If only one EU member-state’s parliament were to vote against the deal flat out, the parties would have to freeze the provisional implementation and revert to trade as it was before the deal was struck.

In specific cases like Belgium, the federal government can only sign off once the three regional and two language community parliaments have given their green light.

After seven years of negotiations and three years of provisional application, only 14 of the EU’s 27 member states have ratified the agreement.
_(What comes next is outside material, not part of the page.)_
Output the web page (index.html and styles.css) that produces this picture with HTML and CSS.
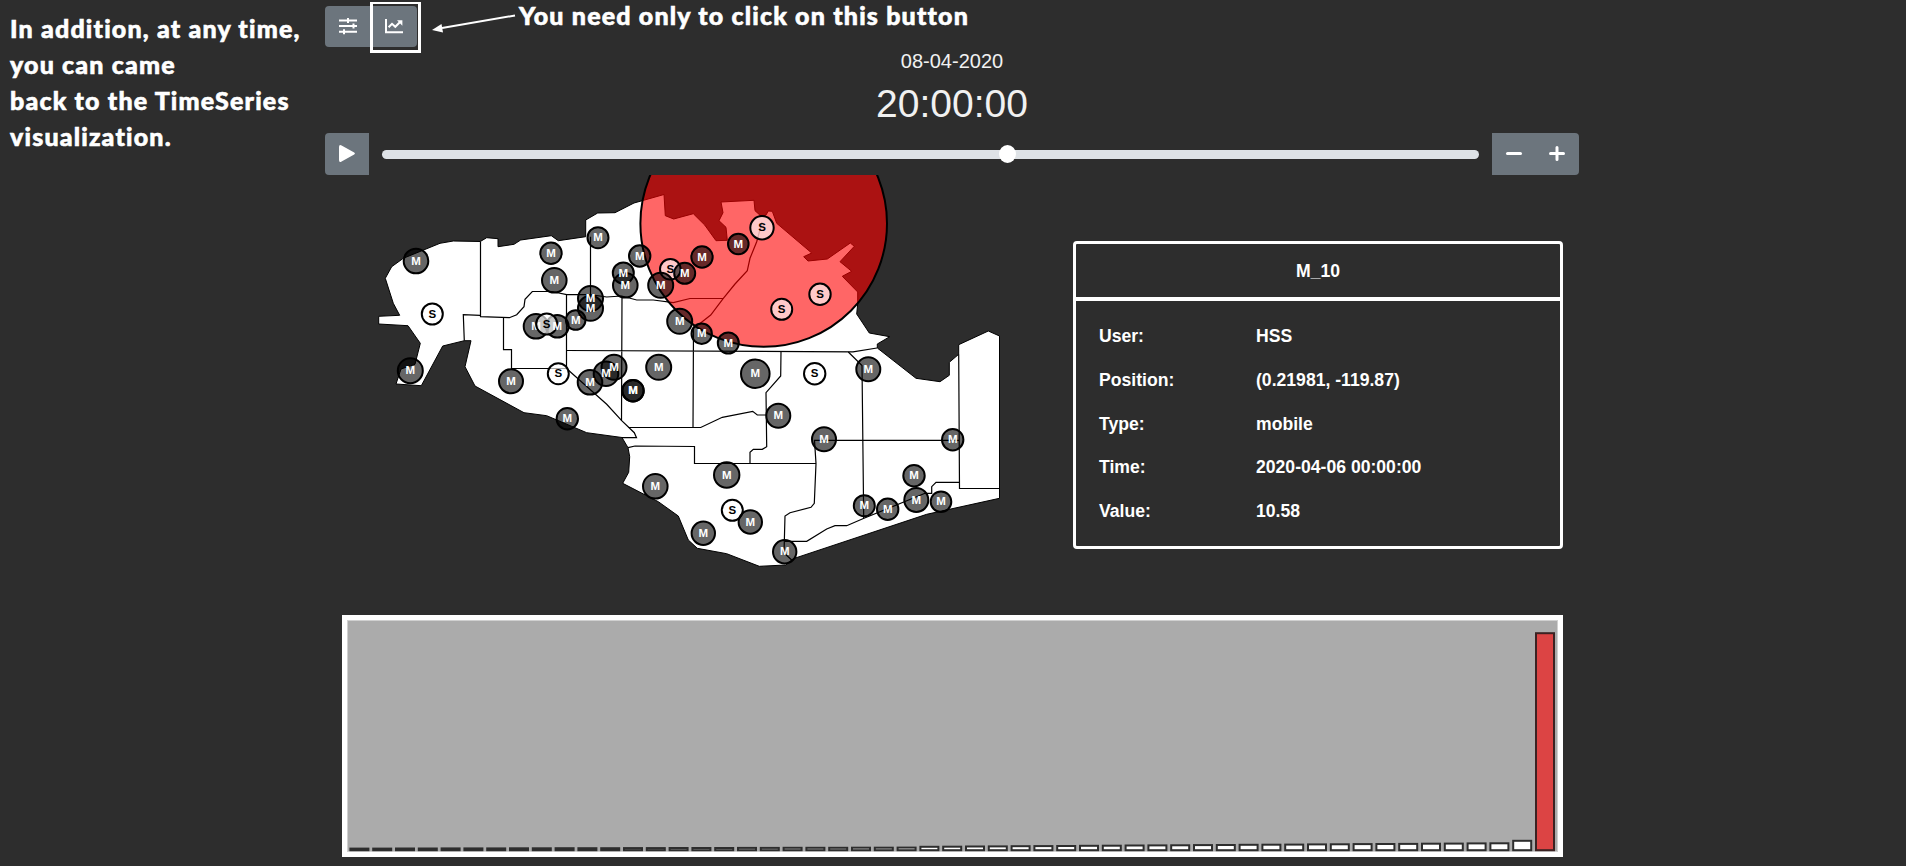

This leaves another 13 countries – including the largest EU states – to definitively sign off on CETA.

With the global increase in protectionist tendencies, lack of trust from the general public and sustainability concerns over recent years, obtaining parliamentary sign-offs is proving complicated.

Schlegelmilch said, “not everyone who is speaking about CETA is telling people the truth. […] I’m not pointing fingers at anyone, but there is a need to set the record straight from time to time, which we do in a non-confrontational manner.”

How rocky the road to CETA ratification is has become even clearer with the recent Cyprus halloumi cheese controversy. On 31 July of this year, the Cypriot parliament voted 37 to 18 against CETA largely because parliamentarians deemed that halloumi cheese and other agricultural products would not be sufficiently protected under the agreement. Now internal negotiations are happening before the text will be resubmitted to the Cypriot parliament.

EU trade commissioner Valdis Dombrovskis told the press just yesterday that “Cyprus has not notified the European Commission of definitive failure to ratify CETA.”

The future of the EU-Canada trade agreement is far from certain—the agreement will probably live on in the realm of provisional application for months, if not years to come.